** TASK DETAILS **
Of the lines listed below, how many contain the string "Clone"? Answer with the number alone.

(Entries with page source code)
>>

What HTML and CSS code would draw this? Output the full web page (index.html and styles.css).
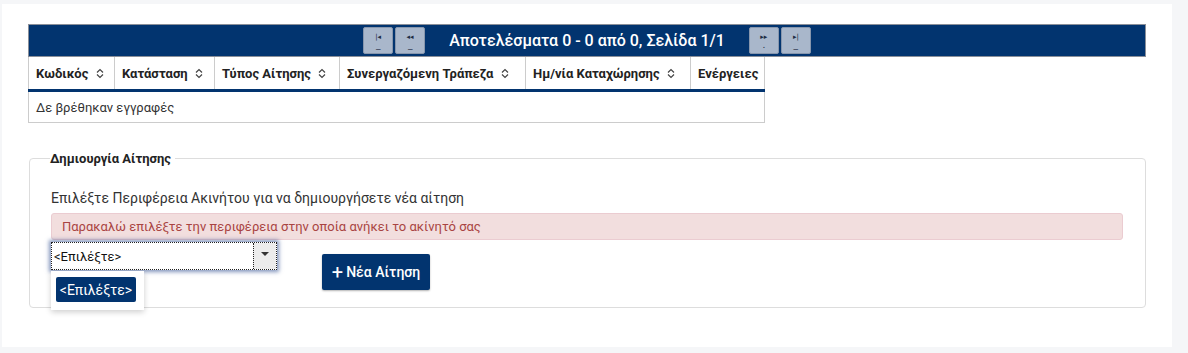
FILE: index.html
```html
<!DOCTYPE html>
<html lang="el">
<head>
    <meta charset="UTF-8">
    <title>Αιτήσεις</title>
    <link rel="stylesheet" href="styles.css">
</head>
<body>
    <div class="page">
        <div class="pager">
            <button class="pg-btn"><span class="pg-ico">|◂</span><span class="pg-bar">_</span></button>
            <button class="pg-btn"><span class="pg-ico">◂◂</span><span class="pg-bar">_</span></button>
            <span class="pager-text">Αποτελέσματα 0 - 0 από 0, Σελίδα 1/1</span>
            <button class="pg-btn"><span class="pg-ico">▸▸</span><span class="pg-bar">.</span></button>
            <button class="pg-btn"><span class="pg-ico">▸|</span><span class="pg-bar">_</span></button>
        </div>
        <table class="grid">
            <colgroup>
                <col style="width: 86px">
                <col style="width: 100px">
                <col style="width: 125px">
                <col style="width: 186px">
                <col style="width: 165px">
                <col style="width: 74px">
            </colgroup>
            <thead>
                <tr>
                    <th>Κωδικός <svg class="sort" viewBox="0 0 8 11"><path d="M1 4.5 L4 1.5 L7 4.5 M1 6.5 L4 9.5 L7 6.5"/></svg></th>
                    <th>Κατάσταση <svg class="sort" viewBox="0 0 8 11"><path d="M1 4.5 L4 1.5 L7 4.5 M1 6.5 L4 9.5 L7 6.5"/></svg></th>
                    <th>Τύπος Αίτησης <svg class="sort" viewBox="0 0 8 11"><path d="M1 4.5 L4 1.5 L7 4.5 M1 6.5 L4 9.5 L7 6.5"/></svg></th>
                    <th>Συνεργαζόμενη Τράπεζα <svg class="sort" viewBox="0 0 8 11"><path d="M1 4.5 L4 1.5 L7 4.5 M1 6.5 L4 9.5 L7 6.5"/></svg></th>
                    <th>Ημ/νία Καταχώρησης <svg class="sort" viewBox="0 0 8 11"><path d="M1 4.5 L4 1.5 L7 4.5 M1 6.5 L4 9.5 L7 6.5"/></svg></th>
                    <th>Ενέργειες</th>
                </tr>
            </thead>
            <tbody>
                <tr><td colspan="6">Δε βρέθηκαν εγγραφές</td></tr>
            </tbody>
        </table>

        <fieldset class="create">
            <legend>Δημιουργία Αίτησης</legend>
            <p class="hint">Επιλέξτε Περιφέρεια Ακινήτου για να δημιουργήσετε νέα αίτηση</p>
            <div class="alert">Παρακαλώ επιλέξτε την περιφέρεια στην οποία ανήκει το ακίνητό σας</div>
            <div class="form-row">
                <div class="combo">
                    <div class="combo-box">
                        <span class="combo-value">&lt;Επιλέξτε&gt;</span>
                        <span class="combo-arrow"></span>
                    </div>
                    <div class="combo-list">
                        <div class="combo-item">&lt;Επιλέξτε&gt;</div>
                    </div>
                </div>
                <button class="btn-new"><span class="plus">+</span> Νέα Αίτηση</button>
            </div>
        </fieldset>
    </div>
</body>
</html>
```

FILE: styles.css
```css
body {
    margin: 0;
    background: #f5f6f8;
    font-family: Roboto, "Open Sans", sans-serif;
    color: #333;
}

.page {
    background: #fff;
    margin: 4px 16px 6px 2px;
    height: 343px;
    padding: 20px 26px 0 26px;
    box-sizing: border-box;
}

/* pager bar */
.pager {
    background: #02346f;
    border: 1px solid #8a8f99;
    height: 33px;
    box-sizing: border-box;
    display: flex;
    justify-content: center;
    align-items: center;
    gap: 2px;
}

.pg-btn {
    width: 30px;
    height: 27px;
    background: #a9b7cb;
    border: 1px solid #8796ad;
    border-radius: 2px;
    padding: 0;
    display: flex;
    flex-direction: column;
    align-items: center;
    justify-content: center;
    color: #1d2c44;
    font-size: 7px;
    line-height: 8px;
    font-family: "DejaVu Sans", sans-serif;
}

.pg-bar {
    font-size: 9px;
    line-height: 6px;
    margin-top: 1px;
}

.pager-text {
    color: #fff;
    font-size: 16px;
    font-weight: 500;
    margin: 0 22px;
}

/* table */
.grid {
    border-collapse: collapse;
    table-layout: fixed;
    width: 736px;
}

.grid th {
    text-align: left;
    font-size: 13px;
    font-weight: bold;
    color: #222;
    height: 32px;
    padding: 0 7px;
    border-left: 1px solid #ccc;
    border-right: 1px solid #ccc;
    border-bottom: 3px solid #02346f;
    white-space: nowrap;
    overflow: hidden;
}

.sort {
    width: 8px;
    height: 11px;
    margin-left: 4px;
    vertical-align: -1px;
    fill: none;
    stroke: #444;
    stroke-width: 1.2;
}

.grid td {
    height: 30px;
    padding: 0 7px;
    font-size: 13px;
    color: #333;
    border: 1px solid #ccc;
    border-top: none;
}

/* create request */
.create {
    margin: 28px 0 0 1px;
    width: 1117px;
    height: 157px;
    box-sizing: border-box;
    border: 1px solid #ddd;
    border-radius: 4px;
    padding: 0 22px 0 21px;
}

.create legend {
    font-size: 13px;
    font-weight: bold;
    color: #222;
    padding: 0 4px 0 0;
    margin-left: -1px;
}

.hint {
    margin: 24px 0 7px;
    font-size: 14px;
    color: #333;
}

.alert {
    background: #f2dede;
    border: 1px solid #ebccd1;
    border-radius: 3px;
    color: #a94442;
    font-size: 13px;
    height: 27px;
    box-sizing: border-box;
    padding: 0 10px;
    display: flex;
    align-items: center;
}

.form-row {
    display: flex;
    align-items: flex-start;
    margin-top: 2px;
}

.combo {
    position: relative;
    width: 226px;
}

.combo-box {
    height: 28px;
    box-sizing: border-box;
    border: 1px dotted #222;
    box-shadow: 0 0 4px 2px rgba(50, 80, 145, 0.6);
    display: flex;
    background: #fff;
}

.combo-value {
    flex: 1;
    font-size: 13px;
    color: #111;
    padding-left: 2px;
    display: flex;
    align-items: center;
}

.combo-arrow {
    width: 22px;
    border-left: 1px dotted #222;
    background: #ececec;
    position: relative;
}

.combo-arrow::after {
    content: "";
    position: absolute;
    left: 7px;
    top: 9px;
    border-left: 4px solid transparent;
    border-right: 4px solid transparent;
    border-top: 4px solid #333;
}

.combo-list {
    position: absolute;
    left: 0;
    top: 29px;
    width: 93px;
    height: 39px;
    background: #fff;
    box-shadow: 0 2px 6px rgba(0, 0, 0, 0.2);
    padding: 6px 0 0 5px;
    box-sizing: border-box;
}

.combo-item {
    background: #02346f;
    color: #fff;
    font-size: 14px;
    width: 80px;
    height: 25px;
    border-radius: 2px;
    display: flex;
    align-items: center;
    justify-content: center;
}

.btn-new {
    margin: 12px 0 0 45px;
    width: 108px;
    height: 36px;
    background: #02346f;
    color: #fff;
    border: none;
    border-radius: 2px;
    box-shadow: 0 1px 2px rgba(0, 0, 0, 0.3);
    font-family: Roboto, sans-serif;
    font-size: 14px;
    font-weight: 500;
    display: flex;
    align-items: center;
    justify-content: center;
    gap: 3px;
}

.plus {
    font-size: 20px;
    font-weight: 400;
    line-height: 1;
}
```
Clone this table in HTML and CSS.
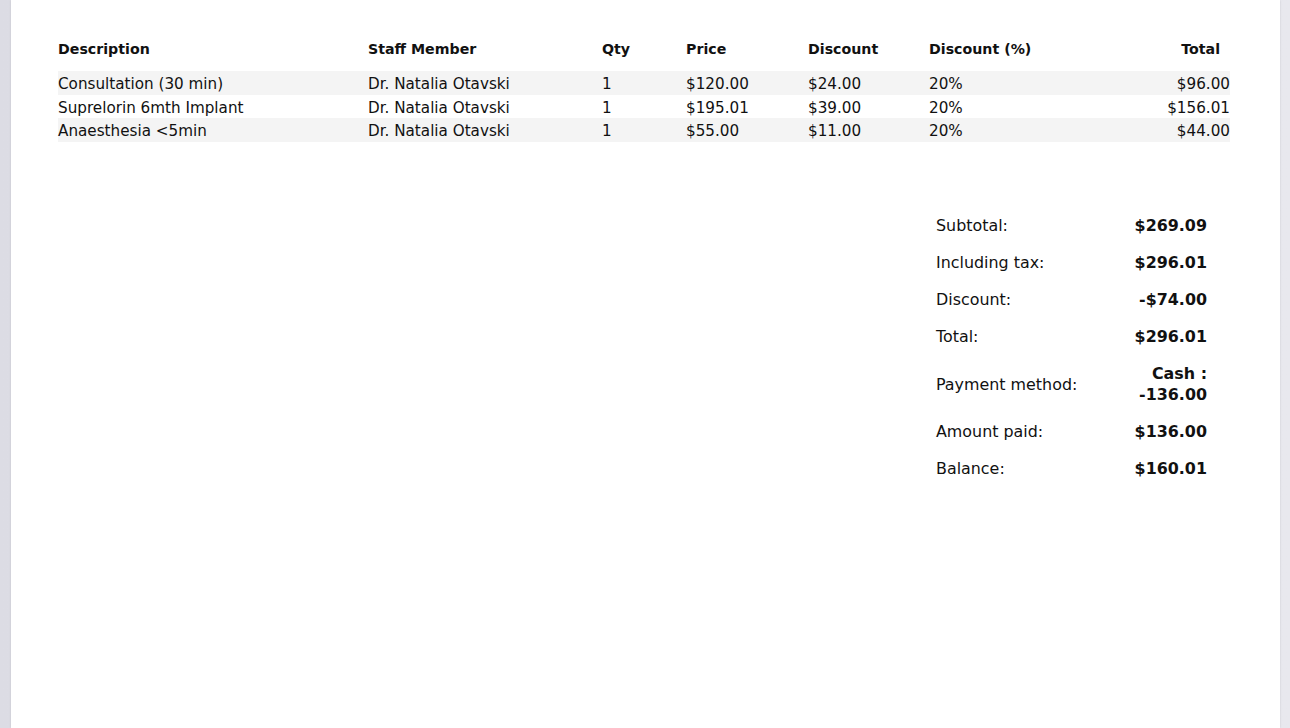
FILE: index.html
```html
<!DOCTYPE html>
<html lang="en">
<head>
    <meta charset="UTF-8">
    <meta name="viewport" content="width=device-width, initial-scale=1.0">
    <title>Invoice</title>
    <link rel="stylesheet" href="styles.css">
</head>
<body>

    <div class="page">

        <!-- Itens da fatura -->
        <table class="items">
            <thead>
                <tr>
                    <th class="col-desc">Description</th>
                    <th class="col-staff">Staff Member</th>
                    <th class="col-qty">Qty</th>
                    <th class="col-price">Price</th>
                    <th class="col-disc">Discount</th>
                    <th class="col-pct">Discount (%)</th>
                    <th class="col-total">Total</th>
                </tr>
            </thead>
            <tbody>
                <tr>
                    <td>Consultation (30 min)</td>
                    <td>Dr. Natalia Otavski</td>
                    <td>1</td>
                    <td>$120.00</td>
                    <td>$24.00</td>
                    <td>20%</td>
                    <td class="col-total">$96.00</td>
                </tr>
                <tr>
                    <td>Suprelorin 6mth Implant</td>
                    <td>Dr. Natalia Otavski</td>
                    <td>1</td>
                    <td>$195.01</td>
                    <td>$39.00</td>
                    <td>20%</td>
                    <td class="col-total">$156.01</td>
                </tr>
                <tr>
                    <td>Anaesthesia &lt;5min</td>
                    <td>Dr. Natalia Otavski</td>
                    <td>1</td>
                    <td>$55.00</td>
                    <td>$11.00</td>
                    <td>20%</td>
                    <td class="col-total">$44.00</td>
                </tr>
            </tbody>
        </table>

        <!-- Resumo -->
        <div class="summary">
            <table>
                <tr><td>Subtotal:</td><th>$269.09</th></tr>
                <tr><td>Including tax:</td><th>$296.01</th></tr>
                <tr><td>Discount:</td><th>-$74.00</th></tr>
                <tr><td>Total:</td><th>$296.01</th></tr>
                <tr><td>Payment method:</td><th>Cash :<br>-136.00</th></tr>
                <tr><td>Amount paid:</td><th>$136.00</th></tr>
                <tr><td>Balance:</td><th>$160.01</th></tr>
            </table>
        </div>

    </div>

</body>
</html>
```

FILE: styles.css
```css
/* Fundo cinza em volta da folha */
body {
    margin: 0;
    background: linear-gradient(to right, #dcdce4, #e8e8ee);
    font-family: "DejaVu Sans", Verdana, sans-serif;
    color: #111;
}

.page {
    background-color: white;
    margin: 0 10px 0 11px;
    min-height: 728px;
    padding: 41px 50px 0 47px;
    box-sizing: border-box;
    box-shadow: 0 0 2px rgba(0, 0, 0, 0.12);
}

/* Tabela de itens */
.items {
    width: 100%;
    border-collapse: collapse;
}

.items th {
    font-size: 14.2px;
    font-weight: bold;
    text-align: left;
    padding: 0 0 14px 0;
    height: 26px;
    box-sizing: border-box;
}

.items td {
    font-size: 15.2px;
    padding: 2px 0 0 0;
    height: 23.7px;
    line-height: 18px;
    box-sizing: border-box;
}

.items tbody tr:nth-child(odd) td {
    background-color: #f4f4f4;
}

.items .col-desc { width: 310px; }
.items .col-staff { width: 234px; }
.items .col-qty { width: 84px; }
.items .col-price { width: 122px; }
.items .col-disc { width: 121px; }

.items .col-total {
    text-align: right;
}

.items th.col-total {
    padding-right: 10px;
}

/* Resumo dos valores */
.summary {
    display: flex;
    justify-content: flex-end;
    padding: 73px 23px 0 0;
}

.summary table {
    border-collapse: collapse;
    width: 271px;
}

.summary td, .summary th {
    font-size: 15.9px;
    padding: 0 0 16px 0;
    line-height: 21px;
    vertical-align: middle;
}

.summary td {
    text-align: left;
    font-weight: normal;
}

.summary th {
    text-align: right;
    font-weight: bold;
}
```
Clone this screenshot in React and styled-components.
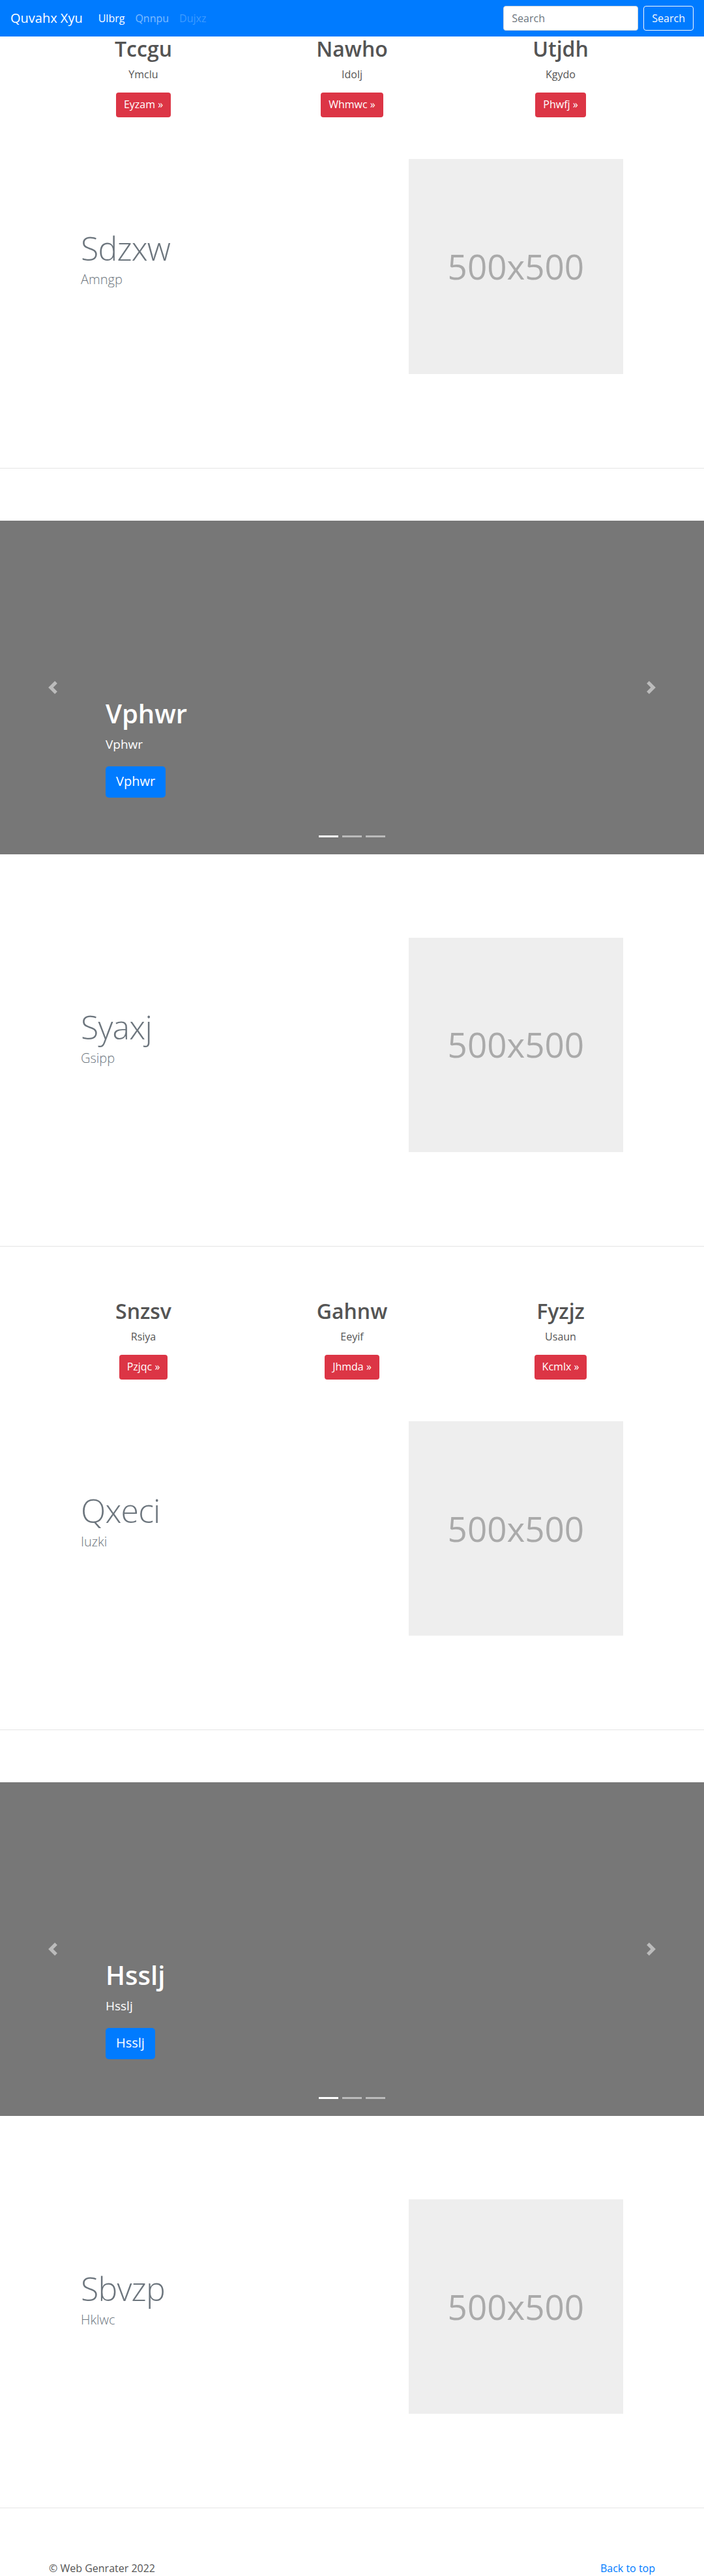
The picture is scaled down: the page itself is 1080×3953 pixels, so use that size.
import React from 'react';
import styled, { createGlobalStyle } from 'styled-components';

const GlobalStyle = createGlobalStyle`
  *, *::before, *::after { box-sizing: border-box; }
  body {
    margin: 0;
    font-family: "Open Sans", "Noto Sans", sans-serif;
    font-size: 16px;
    line-height: 1.5;
    color: #212529;
    background: #fff;
  }
`;

const Navbar = styled.nav`
  height: 56px;
  background: #007bff;
  display: flex;
  align-items: center;
  padding: 0 16px;
`;

const Brand = styled.a`
  font-size: 20px;
  line-height: 30px;
  color: #fff;
  margin-right: 16px;
  text-decoration: none;
`;

const NavLinks = styled.ul`
  display: flex;
  list-style: none;
  margin: 0;
  padding: 0;
  flex: 1;
`;

const NavLink = styled.a`
  display: block;
  padding: 8px;
  text-decoration: none;
  color: ${p => (p.$state === 'active' ? '#fff' : p.$state === 'disabled' ? 'rgba(255,255,255,.25)' : 'rgba(255,255,255,.5)')};
`;

const SearchForm = styled.form`
  display: flex;
  align-items: center;
  gap: 8px;
`;

const SearchInput = styled.input`
  width: 207px;
  height: 38px;
  padding: 6px 12px;
  font: inherit;
  font-size: 16px;
  border: 1px solid #ced4da;
  border-radius: 4px;
  background: #fff;
  &::placeholder { color: #6c757d; }
`;

const OutlineButton = styled.button`
  height: 38px;
  padding: 6px 12px;
  font: inherit;
  font-size: 16px;
  color: #f8f9fa;
  background: transparent;
  border: 1px solid #f8f9fa;
  border-radius: 4px;
`;

const MarketingRow = styled.div`
  width: 960px;
  margin: 0 auto;
  display: grid;
  grid-template-columns: repeat(3, 1fr);
  text-align: center;
`;

const MarketingCol = styled.div`
  display: flex;
  flex-direction: column;
  align-items: center;
`;

const ColTitle = styled.h2`
  margin: 0 0 8px;
  font-size: 32px;
  line-height: 1.2;
  font-weight: 600;
  color: #545454;
`;

const ColText = styled.p`
  margin: 0 0 16px;
  color: #555;
`;

const DangerButton = styled.a`
  display: inline-block;
  height: 38px;
  padding: 6px 12px;
  border-radius: 4px;
  background: #dc3545;
  color: #fff;
  font-size: 16px;
  line-height: 24px;
  text-decoration: none;
`;

const Featurette = styled.section`
  padding: 64px 0;
`;

const FeaturetteRow = styled.div`
  width: 862px;
  margin: 0 auto;
  display: flex;
  align-items: flex-start;
`;

const TextCol = styled.div`
  flex: 0 0 58.3333%;
  padding: 0 15px;
`;

const ImageCol = styled.div`
  flex: 0 0 41.6667%;
  padding: 0 15px;
`;

const FeatHeading = styled.h2`
  margin: 112px 0 8px;
  font-size: 50px;
  line-height: 1;
  font-weight: 300;
  letter-spacing: -0.8px;
  color: #6c757d;
`;

const Lead = styled.p`
  margin: 0 0 16px;
  font-size: 20px;
  font-weight: 300;
  color: #6c757d;
`;

const Placeholder = styled.div`
  width: 100%;
  aspect-ratio: 1 / 1;
  background: #eee;
  color: #aaa;
  font-size: 53px;
  display: flex;
  align-items: center;
  justify-content: center;
`;

const Divider = styled.hr`
  margin: 80px 0;
  border: 0;
  border-top: 1px solid rgba(0, 0, 0, 0.1);
`;

const Carousel = styled.div`
  position: relative;
  height: 512px;
  background: #777;
  margin-bottom: 64px;
`;

const Caption = styled.div`
  position: absolute;
  left: 15%;
  right: 15%;
  bottom: 48px;
  padding: 20px 0;
  color: #fff;
  z-index: 10;
`;

const CaptionTitle = styled.h1`
  margin: 0 0 8px;
  font-size: 40px;
  line-height: 1.2;
  font-weight: 600;
`;

const CaptionText = styled.p`
  margin: 0 0 19px;
  font-size: 19px;
  line-height: 30px;
`;

const CaptionAction = styled.div`
  display: flex;
  margin-bottom: 19px;
`;

const PrimaryLarge = styled.a`
  height: 48px;
  padding: 8px 16px;
  border-radius: 5px;
  background: #007bff;
  color: #fff;
  font-size: 20px;
  line-height: 30px;
  font-weight: 500;
  text-decoration: none;
`;

const Control = styled.a`
  position: absolute;
  top: 0;
  bottom: 0;
  ${p => (p.$side === 'left' ? 'left: 0;' : 'right: 0;')}
  width: 15%;
  display: flex;
  align-items: center;
  justify-content: center;
  opacity: 0.5;
`;

const Indicators = styled.ol`
  position: absolute;
  left: 0;
  right: 0;
  bottom: 0;
  margin: 0 0 16px;
  padding: 0;
  list-style: none;
  display: flex;
  justify-content: center;
`;

const Indicator = styled.li`
  width: 30px;
  height: 3px;
  margin: 0 3px;
  box-sizing: content-box;
  border-top: 10px solid transparent;
  border-bottom: 10px solid transparent;
  background: #fff;
  background-clip: padding-box;
  opacity: ${p => (p.$active ? 1 : 0.5)};
`;

const Footer = styled.footer`
  padding: 0 75px;
  display: flex;
  justify-content: space-between;
  color: #555;
  p { margin: 0; }
  a { color: #007bff; text-decoration: none; }
`;

const Chevron = ({ dir }) => (
  <svg width="20" height="20" viewBox="0 0 8 8" fill="#fff">
    {dir === 'left'
      ? <path d="M5.25 0l-4 4 4 4 1.5-1.5L4.25 4l2.5-2.5L5.25 0z" />
      : <path d="M2.75 0l-1.5 1.5L3.75 4l-2.5 2.5L2.75 8l4-4-4-4z" />}
  </svg>
);

const Marketing = ({ cols }) => (
  <MarketingRow>
    {cols.map(c => (
      <MarketingCol key={c.title}>
        <ColTitle>{c.title}</ColTitle>
        <ColText>{c.text}</ColText>
        <DangerButton href="#">{c.button} »</DangerButton>
      </MarketingCol>
    ))}
  </MarketingRow>
);

const FeatureBlock = ({ title, lead }) => (
  <Featurette>
    <FeaturetteRow>
      <TextCol>
        <FeatHeading>{title}</FeatHeading>
        <Lead>{lead}</Lead>
      </TextCol>
      <ImageCol>
        <Placeholder>500x500</Placeholder>
      </ImageCol>
    </FeaturetteRow>
  </Featurette>
);

const Slide = ({ title }) => (
  <Carousel>
    <Caption>
      <CaptionTitle>{title}</CaptionTitle>
      <CaptionText>{title}</CaptionText>
      <CaptionAction>
        <PrimaryLarge href="#">{title}</PrimaryLarge>
      </CaptionAction>
    </Caption>
    <Control $side="left" href="#"><Chevron dir="left" /></Control>
    <Control $side="right" href="#"><Chevron dir="right" /></Control>
    <Indicators>
      <Indicator $active />
      <Indicator />
      <Indicator />
    </Indicators>
  </Carousel>
);

const firstCols = [
  { title: 'Tccgu', text: 'Ymclu', button: 'Eyzam' },
  { title: 'Nawho', text: 'Idolj', button: 'Whmwc' },
  { title: 'Utjdh', text: 'Kgydo', button: 'Phwfj' },
];

const secondCols = [
  { title: 'Snzsv', text: 'Rsiya', button: 'Pzjqc' },
  { title: 'Gahnw', text: 'Eeyif', button: 'Jhmda' },
  { title: 'Fyzjz', text: 'Usaun', button: 'Kcmlx' },
];

export default function App() {
  return (
    <>
      <GlobalStyle />
      <Navbar>
        <Brand href="#">Quvahx Xyu</Brand>
        <NavLinks>
          <li><NavLink $state="active" href="#">Ulbrg</NavLink></li>
          <li><NavLink href="#">Qnnpu</NavLink></li>
          <li><NavLink $state="disabled" href="#">Dujxz</NavLink></li>
        </NavLinks>
        <SearchForm onSubmit={e => e.preventDefault()}>
          <SearchInput placeholder="Search" />
          <OutlineButton type="submit">Search</OutlineButton>
        </SearchForm>
      </Navbar>

      <Marketing cols={firstCols} />
      <FeatureBlock title="Sdzxw" lead="Amngp" />
      <Divider />
      <Slide title="Vphwr" />
      <FeatureBlock title="Syaxj" lead="Gsipp" />
      <Divider />
      <Marketing cols={secondCols} />
      <FeatureBlock title="Qxeci" lead="Iuzki" />
      <Divider />
      <Slide title="Hsslj" />
      <FeatureBlock title="Sbvzp" lead="Hklwc" />
      <Divider />

      <Footer>
        <p>© Web Genrater 2022</p>
        <p><a href="#">Back to top</a></p>
      </Footer>
    </>
  );
}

<<

** TASK SOLUTION **
2